When a contractor leaves the organization, the access token they used to run automated data pipelines often remains valid for weeks. The token talks directly to Snowflake through an MCP server, and every query it issues slips past the security team because no central log captures the request or the result. The breach of confidentiality is invisible until a data-loss incident surfaces months later. The lingering token also violates the NIST requirement for continuous audit.
Teams respond by issuing short-lived service accounts and by moving the token issuance into an identity provider. The change guarantees that only a known non-human identity can start a pipeline, and it limits the window of exposure. However, the request still travels straight from the MCP server to Snowflake. The gateway that sits between the identity check and the database never sees the traffic, so there is no real-time approval, no inline data masking, and no immutable record of what was read or written. The audit gap remains, and the controls required by NIST are only half-implemented.
Why continuous evidence matters for NIST
The NIST Cybersecurity Framework and the NIST SP 800-53 families (AU, AC, IA, and IR) expect organizations to produce verifiable evidence of who accessed what, when, and why. Evidence must be collected at the point of access, retained in a tamper-evident store, and tied to an identity that can be audited later. When an MCP server talks directly to Snowflake, the only evidence is the Snowflake query log, which does not contain the originating service identity, the approval state, or any masking decisions made by policy. As a result, auditors cannot prove compliance with controls such as AU-6 (audit review, analysis, and reporting) or AC-2 (account management) without manual correlation.
To satisfy NIST, the evidence-generation process must be continuous, automated, and bound to the access path itself. Every session should be recorded, every response that contains sensitive columns should be masked before it reaches the caller, and any command that exceeds a risk threshold should be paused for human approval. Only a gateway that sits in the data path can enforce these requirements consistently.

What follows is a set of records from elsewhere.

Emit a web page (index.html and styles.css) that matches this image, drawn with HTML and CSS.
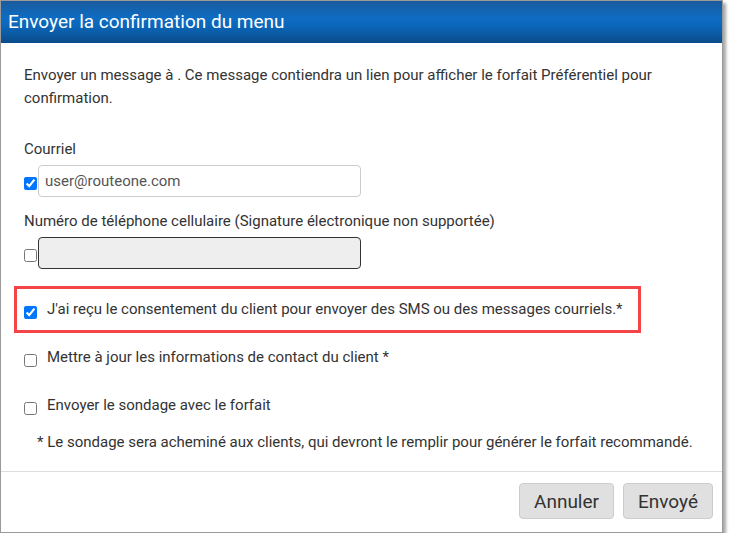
FILE: index.html
```html
<!DOCTYPE html>
<html lang="fr">
<head>
<meta charset="utf-8">
<title>Envoyer la confirmation du menu</title>
<link rel="stylesheet" href="styles.css">
</head>
<body>
<div class="dialog">
  <div class="dialog-header">Envoyer la confirmation du menu</div>
  <div class="dialog-body">
    <p class="intro">Envoyer un message à . Ce message contiendra un lien pour afficher le forfait Préférentiel pour confirmation.</p>

    <div class="field field-email">
      <div class="field-label">Courriel</div>
      <div class="field-row">
        <input type="checkbox" class="cb" checked>
        <input type="text" class="text-input" value="user@routeone.com">
      </div>
    </div>

    <div class="field field-phone">
      <div class="field-label">Numéro de téléphone cellulaire (Signature électronique non supportée)</div>
      <div class="field-row">
        <input type="checkbox" class="cb">
        <input type="text" class="text-input disabled" disabled>
      </div>
    </div>

    <div class="consent">
      <label class="check-row">
        <input type="checkbox" class="cb" checked>
        <span>J'ai reçu le consentement du client pour envoyer des SMS ou des messages courriels.*</span>
      </label>
    </div>

    <label class="check-row row-update">
      <input type="checkbox" class="cb">
      <span>Mettre à jour les informations de contact du client *</span>
    </label>

    <label class="check-row row-survey">
      <input type="checkbox" class="cb">
      <span>Envoyer le sondage avec le forfait</span>
    </label>

    <p class="footnote">* Le sondage sera acheminé aux clients, qui devront le remplir pour générer le forfait recommandé.</p>
  </div>
  <div class="dialog-footer">
    <button class="btn">Annuler</button>
    <button class="btn">Envoyé</button>
  </div>
</div>
</body>
</html>
```

FILE: styles.css
```css
html, body {
  margin: 0;
  padding: 0;
  background: #ffffff;
}

body {
  font-family: Roboto, "Liberation Sans", Arial, sans-serif;
  font-size: 15px;
  line-height: 23px;
  color: #333333;
}

.dialog {
  width: 723px;
  box-sizing: border-box;
  border: 1px solid #9a9a9a;
  background: #ffffff;
  box-shadow: 3px 3px 3px rgba(0, 0, 0, 0.35);
}

.dialog-header {
  height: 42px;
  line-height: 42px;
  padding-left: 7px;
  color: #ffffff;
  font-size: 19px;
  background: linear-gradient(to bottom, #1b5a9c 0%, #0d6cc2 40%, #0b66b9 60%, #0a4c8a 100%);
}

.dialog-body {
  padding: 21px 23px 17px 23px;
}

.intro {
  margin: 0;
}

.field-email {
  margin-top: 28px;
}

.field-phone {
  margin-top: 13px;
}

.field-row {
  display: flex;
  align-items: center;
  margin-top: 4px;
}

.cb {
  margin: 0;
  width: 13px;
  height: 13px;
  flex: none;
}

.field-row .cb {
  margin-top: 5px;
}

.text-input {
  box-sizing: border-box;
  width: 323px;
  height: 32px;
  margin-left: 1px;
  padding: 0 6px;
  border: 1px solid #cccccc;
  border-radius: 4px;
  font-family: Roboto, "Liberation Sans", Arial, sans-serif;
  font-size: 15px;
  color: #555555;
  background: #ffffff;
  outline: none;
}

.text-input.disabled {
  background: #eeeeee;
  border-color: #333333;
}

.consent {
  box-sizing: border-box;
  width: 627px;
  margin: 17px 0 0 -10px;
  padding: 9px 10px 9px 7px;
  border: 3px solid #f44448;
}

.check-row {
  display: flex;
  align-items: center;
  gap: 10px;
}

.check-row .cb {
  margin-top: 5px;
}

.row-update {
  margin-top: 13px;
}

.row-survey {
  margin-top: 25px;
}

.footnote {
  margin: 14px 0 0 13px;
  white-space: nowrap;
}

.dialog-footer {
  display: flex;
  justify-content: flex-end;
  gap: 9px;
  border-top: 1px solid #dddddd;
  padding: 11px 9px 13px 0;
}

.btn {
  height: 36px;
  padding: 0 14px;
  border: 1px solid #cccccc;
  border-radius: 4px;
  background: #e0e0e0;
  color: #333333;
  font-family: Roboto, "Liberation Sans", Arial, sans-serif;
  font-size: 19px;
}
```
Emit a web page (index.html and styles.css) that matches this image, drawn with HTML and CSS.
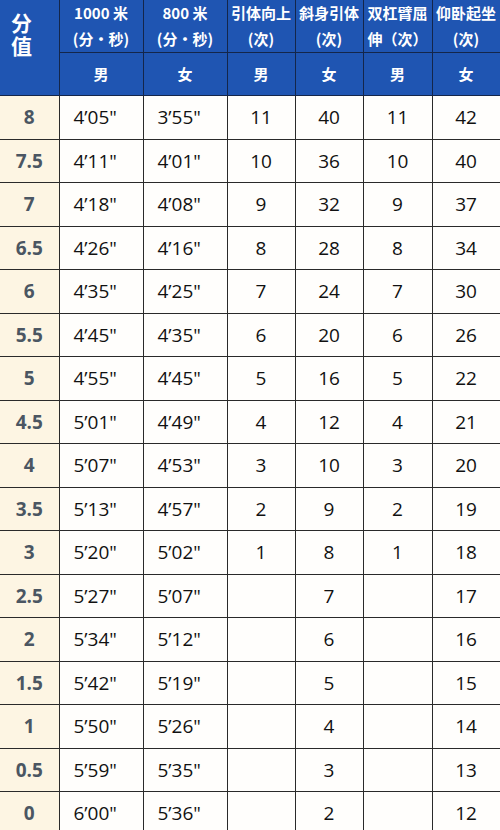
FILE: index.html
```html
<!DOCTYPE html>
<html lang="zh">
<head>
<meta charset="utf-8">
<link rel="stylesheet" href="styles.css">
</head>
<body>
<table class="score">
  <colgroup>
    <col class="c0"><col class="c1"><col class="c2"><col class="c3"><col class="c4"><col class="c5"><col class="c6">
  </colgroup>
  <thead>
    <tr class="h1">
      <th rowspan="2" class="corner">分<br>值</th>
      <th>1000 米<br>(分•秒)</th>
      <th>800 米<br>(分•秒)</th>
      <th>引体向上<br>(次)</th>
      <th>斜身引体<br>(次)</th>
      <th>双杠臂屈<br>伸（次）</th>
      <th>仰卧起坐<br>(次)</th>
    </tr>
    <tr class="h2">
      <th>男</th><th>女</th><th>男</th><th>女</th><th>男</th><th>女</th>
    </tr>
  </thead>
  <tbody>
    <tr><td class="pt">8</td><td class="t">4’05"</td><td class="t">3’55"</td><td>11</td><td>40</td><td>11</td><td>42</td></tr>
    <tr><td class="pt">7.5</td><td class="t">4’11"</td><td class="t">4’01"</td><td>10</td><td>36</td><td>10</td><td>40</td></tr>
    <tr><td class="pt">7</td><td class="t">4’18"</td><td class="t">4’08"</td><td>9</td><td>32</td><td>9</td><td>37</td></tr>
    <tr><td class="pt">6.5</td><td class="t">4’26"</td><td class="t">4’16"</td><td>8</td><td>28</td><td>8</td><td>34</td></tr>
    <tr><td class="pt">6</td><td class="t">4’35"</td><td class="t">4’25"</td><td>7</td><td>24</td><td>7</td><td>30</td></tr>
    <tr><td class="pt">5.5</td><td class="t">4’45"</td><td class="t">4’35"</td><td>6</td><td>20</td><td>6</td><td>26</td></tr>
    <tr><td class="pt">5</td><td class="t">4’55"</td><td class="t">4’45"</td><td>5</td><td>16</td><td>5</td><td>22</td></tr>
    <tr><td class="pt">4.5</td><td class="t">5’01"</td><td class="t">4’49"</td><td>4</td><td>12</td><td>4</td><td>21</td></tr>
    <tr><td class="pt">4</td><td class="t">5’07"</td><td class="t">4’53"</td><td>3</td><td>10</td><td>3</td><td>20</td></tr>
    <tr><td class="pt">3.5</td><td class="t">5’13"</td><td class="t">4’57"</td><td>2</td><td>9</td><td>2</td><td>19</td></tr>
    <tr><td class="pt">3</td><td class="t">5’20"</td><td class="t">5’02"</td><td>1</td><td>8</td><td>1</td><td>18</td></tr>
    <tr><td class="pt">2.5</td><td class="t">5’27"</td><td class="t">5’07"</td><td></td><td>7</td><td></td><td>17</td></tr>
    <tr><td class="pt">2</td><td class="t">5’34"</td><td class="t">5’12"</td><td></td><td>6</td><td></td><td>16</td></tr>
    <tr><td class="pt">1.5</td><td class="t">5’42"</td><td class="t">5’19"</td><td></td><td>5</td><td></td><td>15</td></tr>
    <tr><td class="pt">1</td><td class="t">5’50"</td><td class="t">5’26"</td><td></td><td>4</td><td></td><td>14</td></tr>
    <tr><td class="pt">0.5</td><td class="t">5’59"</td><td class="t">5’35"</td><td></td><td>3</td><td></td><td>13</td></tr>
    <tr><td class="pt">0</td><td class="t">6’00"</td><td class="t">5’36"</td><td></td><td>2</td><td></td><td>12</td></tr>
  </tbody>
</table>
</body>
</html>
```
FILE: styles.css
```css
html, body {
  margin: 0;
  padding: 0;
  background: #ffffff;
}
.score {
  border-collapse: collapse;
  table-layout: fixed;
  width: 500px;
  font-family: "Open Sans", "Noto Sans CJK SC", sans-serif;
}
.c0 { width: 59px; }
.c1 { width: 84px; }
.c2 { width: 84px; }
.c3 { width: 68px; }
.c4 { width: 68px; }
.c5 { width: 69px; }
.c6 { width: 68px; }

.score th {
  background: #1f55b2;
  color: #ffffff;
  font-family: "Noto Sans CJK SC", sans-serif;
  font-weight: 700;
  font-size: 15px;
  line-height: 26px;
  border: 1px solid #14264a;
  padding: 0;
  text-align: center;
}
.score thead tr:first-child th { border-top: none; }
.score tr > *:first-child { border-left: none; }
.h1 { height: 52px; }
.h2 { height: 43px; }
.score th.corner {
  font-size: 21px;
  line-height: 23px;
  text-align: left;
  vertical-align: top;
  padding: 11px 0 0 11px;
}
.score td {
  height: 42.5px;
  border: 1px solid #2a2a2a;
  padding: 0;
  text-align: center;
  font-size: 19px;
  color: #111111;
  background: #fffefc;
}
.score td.t {
  text-align: left;
  padding-left: 14px;
}
.score td.pt {
  background: #fdf5e3;
  color: #4b5662;
  font-weight: 700;
}
```
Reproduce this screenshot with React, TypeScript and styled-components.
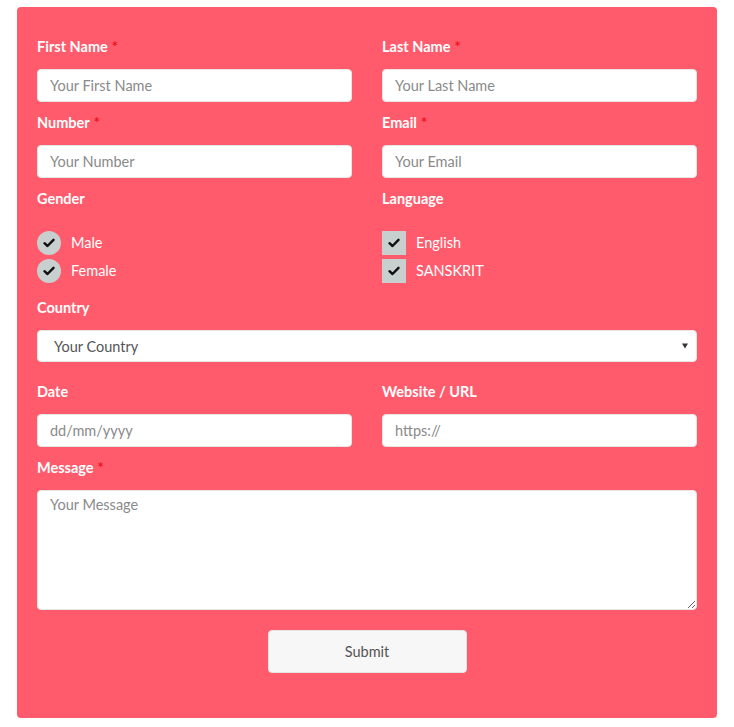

hoop.dev as the data-path enforcement point
hoop.dev is an open-source Layer 7 gateway that proxies connections between MCP servers and Snowflake. It sits directly in the traffic flow, so it can inspect each protocol message, apply policy, and emit evidence in real time. Because hoop.dev holds the Snowflake credentials, the MCP server never sees them; the gateway authenticates to Snowflake on behalf of the request.
When a pipeline initiates a query, hoop.dev records the start of the session, the identity of the service account, and the exact SQL statement. If the statement matches a masking rule, such as returning credit-card numbers or personally identifiable information, hoop.dev redacts those fields before forwarding the result back to the MCP server. If the query attempts a privileged operation, like dropping a table or altering a schema, hoop.dev can automatically route the request to an approval workflow, requiring a security engineer to sign off before execution proceeds.
All of these actions generate audit records that include:
- Timestamped session identifiers (AU-1, AU-2)
- Service-account identity and group membership (IA-2, AC-2)
- Policy decisions made (masking, blocking, approval) (AC-3, AC-6)
- Full command and response payloads stored for replay (AU-6, IR-4)
Because hoop.dev records each session and retains the audit data in a secure log that is managed by the gateway, the evidence remains immutable and can be presented to auditors at any time. hoop.dev also collects evidence at the point of access, ensuring that every request is logged before it reaches Snowflake.